* **WHAT IS EXPECTED**
Reproduce the listing word for word, leaving every picture behind.

* **SOURCE MATERIAL**
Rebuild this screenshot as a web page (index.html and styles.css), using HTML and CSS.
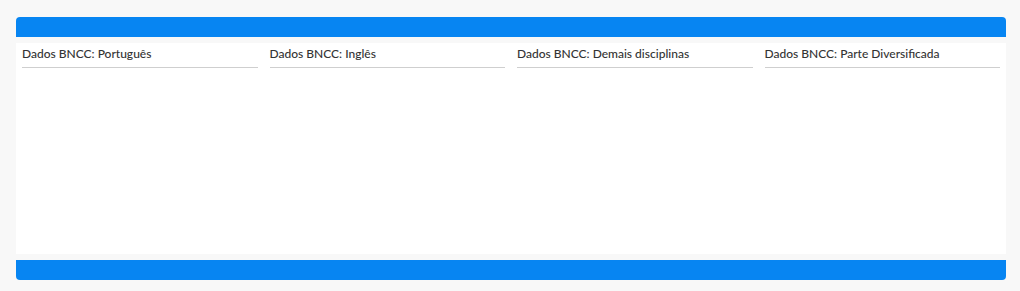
FILE: index.html
```html
<!DOCTYPE html>
<html lang="pt-BR">
<head>
<meta charset="utf-8">
<link rel="stylesheet" href="styles.css">
</head>
<body>
<div class="panel">
  <div class="bar bar-top"></div>
  <div class="content">
    <div class="col"><div class="heading">Dados BNCC: Português</div></div>
    <div class="col"><div class="heading">Dados BNCC: Inglês</div></div>
    <div class="col"><div class="heading">Dados BNCC: Demais disciplinas</div></div>
    <div class="col"><div class="heading">Dados BNCC: Parte Diversificada</div></div>
  </div>
  <div class="bar bar-bottom"></div>
</div>
</body>
</html>
```
FILE: styles.css
```css
html, body {
  margin: 0;
  padding: 0;
  background: #f8f8f8;
  font-family: Lato, "Open Sans", sans-serif;
}
.panel {
  margin: 17px 14px 0 16px;
  width: 990px;
  display: flex;
  flex-direction: column;
  gap: 6px;
}
.bar {
  height: 20px;
  background: #0785f2;
}
.bar-top {
  border-radius: 4px 4px 0 0;
}
.bar-bottom {
  border-radius: 0 0 4px 4px;
}
.content {
  background: #fff;
  height: 211px;
  display: grid;
  grid-template-columns: repeat(4, 1fr);
  align-items: start;
}
.col {
  padding: 0 6px;
}
.heading {
  font-size: 12px;
  font-weight: 500;
  color: #333;
  padding: 3px 0 6px 0;
  line-height: 15px;
  border-bottom: 1px solid #cfcfcf;
}
```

* **CORRECT OUTPUT**
Rebuild this screenshot as a web page (index.html and styles.css), using HTML and CSS.
FILE: index.html
```html
<!DOCTYPE html>
<html lang="pt-BR">
<head>
<meta charset="utf-8">
<link rel="stylesheet" href="styles.css">
</head>
<body>
<div class="panel">
  <div class="bar bar-top"></div>
  <div class="content">
    <div class="col"><div class="heading">Dados BNCC: Português</div></div>
    <div class="col"><div class="heading">Dados BNCC: Inglês</div></div>
    <div class="col"><div class="heading">Dados BNCC: Demais disciplinas</div></div>
    <div class="col"><div class="heading">Dados BNCC: Parte Diversificada</div></div>
  </div>
  <div class="bar bar-bottom"></div>
</div>
</body>
</html>
```
FILE: styles.css
```css
html, body {
  margin: 0;
  padding: 0;
  background: #f8f8f8;
  font-family: Lato, "Open Sans", sans-serif;
}
.panel {
  margin: 17px 14px 0 16px;
  width: 990px;
  display: flex;
  flex-direction: column;
  gap: 6px;
}
.bar {
  height: 20px;
  background: #0785f2;
}
.bar-top {
  border-radius: 4px 4px 0 0;
}
.bar-bottom {
  border-radius: 0 0 4px 4px;
}
.content {
  background: #fff;
  height: 211px;
  display: grid;
  grid-template-columns: repeat(4, 1fr);
  align-items: start;
}
.col {
  padding: 0 6px;
}
.heading {
  font-size: 12px;
  font-weight: 500;
  color: #333;
  padding: 3px 0 6px 0;
  line-height: 15px;
  border-bottom: 1px solid #cfcfcf;
}
```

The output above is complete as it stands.